ML Pipeline DAG Scheduler with Critical Path Analysis

Data Pipelines, Monitoring & Reliability DS practice problem on Onlearn.

Difficulty: hard.

Topics: ML Pipeline DAG Scheduler with Critical Path Analysis, Critical Path Method, Topological Sorting, Backpressure Mechanisms, Task Dependency Resolution, Idempotency Constraints, Distributed Systems, Graph Theory, Operations Research, Software Engineering, Cloud Infrastructure, Task Scheduling Algorithms, Directed Acyclic Graph Topology, Resource Allocation Strategies, Pipeline Orchestration Patterns, Latency and Throughput Analysis.

In production MLOps systems, ML pipelines consist of multiple interdependent tasks (data loading, feature engineering, training, evaluation, etc.) organized as a Directed Acyclic Graph (DAG). Understanding task dependencies, execution order, and the critical path is essential for pipeline optimization and resource allocation. Given a list of pipeline tasks where each task has an ID, duration, and list of dependencies (task IDs that must complete before this task can start), implement a function analyze ml pipeline(tasks) that performs complete pipeline analysis.
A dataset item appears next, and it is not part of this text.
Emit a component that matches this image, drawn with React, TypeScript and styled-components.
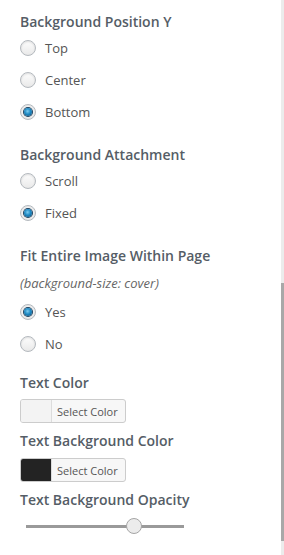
import React from 'react';
import styled, { createGlobalStyle } from 'styled-components';

const GlobalStyle = createGlobalStyle`
  html, body {
    margin: 0;
    padding: 0;
    background: #fff;
  }
  body {
    font-family: 'Open Sans', 'Liberation Sans', sans-serif;
    color: #555;
  }
`;

const Page = styled.div`
  display: flex;
  height: 555px;
  overflow: hidden;
`;

const Panel = styled.div`
  flex: 1;
  padding: 12px 20px 0;
`;

const Rail = styled.div`
  width: 3px;
  background: #ececec;
  display: flex;
  flex-direction: column;
`;

const RailThumb = styled.div`
  margin-top: 283px;
  height: 258px;
  background: #a8a8a8;
`;

const Section = styled.div<{ $gap: number }>`
  margin-bottom: ${(p) => p.$gap}px;
`;

const Title = styled.div<{ $after?: number }>`
  font-size: 14px;
  font-weight: 600;
  line-height: 20px;
  color: #555d66;
  margin-bottom: ${(p) => p.$after ?? 0}px;
`;

const Hint = styled.div`
  font-size: 13px;
  font-style: italic;
  line-height: 20px;
  color: #666;
  margin: 7px 0 3px;
`;

const RadioRow = styled.label`
  display: flex;
  align-items: center;
  height: 32px;
  gap: 9px;
  font-size: 13px;
  color: #555;
  cursor: pointer;
`;

const RadioDot = styled.span<{ $on?: boolean }>`
  box-sizing: border-box;
  width: 16px;
  height: 16px;
  border-radius: 50%;
  border: 1px solid #b4b9be;
  background: linear-gradient(#fdfdfd, #e9e9e9);
  box-shadow: inset 0 1px 2px rgba(0, 0, 0, 0.12);
  display: flex;
  align-items: center;
  justify-content: center;

  &::after {
    content: '';
    display: ${(p) => (p.$on ? 'block' : 'none')};
    width: 8px;
    height: 8px;
    border-radius: 50%;
    background: radial-gradient(circle at 45% 40%, #7ccbee 0%, #1f8ac4 45%, #0b4c78 100%);
    box-shadow: 0 0 0 1px #1c3f5c;
  }
`;

const ColorButton = styled.button`
  display: flex;
  align-items: stretch;
  height: 24px;
  padding: 0;
  border: 1px solid #ccc;
  border-radius: 3px;
  background: #f7f7f7;
  overflow: hidden;
  font-family: inherit;
  cursor: pointer;
`;

const Swatch = styled.span<{ $color: string }>`
  width: 30px;
  background: ${(p) => p.$color};
  border-right: 1px solid #dcdcdc;
`;

const ButtonText = styled.span`
  display: flex;
  align-items: center;
  padding: 0 7px 0 5px;
  font-size: 11px;
  color: #555;
`;

const SliderWrap = styled.div`
  padding: 8px 0 0 6px;
`;

const Track = styled.div`
  position: relative;
  width: 158px;
  height: 16px;
  display: flex;
  align-items: center;

  &::before {
    content: '';
    flex: 1;
    height: 3px;
    background: #9a9a9a;
  }
`;

const Knob = styled.span`
  position: absolute;
  top: 0;
  box-sizing: border-box;
  width: 16px;
  height: 16px;
  border-radius: 50%;
  border: 1px solid #a5a5a5;
  background: #ececec;
`;

type Option = { label: string; on?: boolean };

const RadioGroup = ({ name, options }: { name: string; options: Option[] }) => (
  <div>
    {options.map((o) => (
      <RadioRow key={name + o.label}>
        <RadioDot $on={o.on} />
        {o.label}
      </RadioRow>
    ))}
  </div>
);

export default function App() {
  const opacity = 0.705;
  return (
    <>
      <GlobalStyle />
      <Page>
        <Panel>
          <Section $gap={17}>
            <Title>Background Position Y</Title>
            <RadioGroup
              name="posy"
              options={[{ label: 'Top' }, { label: 'Center' }, { label: 'Bottom', on: true }]}
            />
          </Section>

          <Section $gap={17}>
            <Title>Background Attachment</Title>
            <RadioGroup name="attach" options={[{ label: 'Scroll' }, { label: 'Fixed', on: true }]} />
          </Section>

          <Section $gap={13}>
            <Title>Fit Entire Image Within Page</Title>
            <Hint>(background-size: cover)</Hint>
            <RadioGroup name="fit" options={[{ label: 'Yes', on: true }, { label: 'No' }]} />
          </Section>

          <Section $gap={8}>
            <Title $after={6}>Text Color</Title>
            <ColorButton>
              <Swatch $color="#f3f3f3" />
              <ButtonText>Select Color</ButtonText>
            </ColorButton>
          </Section>

          <Section $gap={8}>
            <Title $after={7}>Text Background Color</Title>
            <ColorButton>
              <Swatch $color="#232323" />
              <ButtonText>Select Color</ButtonText>
            </ColorButton>
          </Section>

          <Section $gap={0}>
            <Title>Text Background Opacity</Title>
            <SliderWrap>
              <Track>
                <Knob style={{ left: `${opacity * (158 - 16)}px` }} />
              </Track>
            </SliderWrap>
          </Section>
        </Panel>
        <Rail>
          <RailThumb />
        </Rail>
      </Page>
    </>
  );
}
The function should compute: 1. Execution Order : A valid topological ordering of tasks (use alphabetical ordering when multiple tasks are available) 2. Earliest Start/Finish Times : For each task, the earliest possible start and finish times assuming tasks start as soon as dependencies complete 3. Latest Start/Finish Times : For each task, the latest times the task can start/finish without delaying the overall pipeline 4. Slack Time : For each task, the amount of time the task can be delayed without affecting the makespan 5. Critical Path : The sequence of tasks with zero slack that determines the minimum pipeline duration 6. Makespan : The total time required to complete all tasks If the input is empty, return a result with empty collections and makespan of 0. Assume the input DAG has no cycles.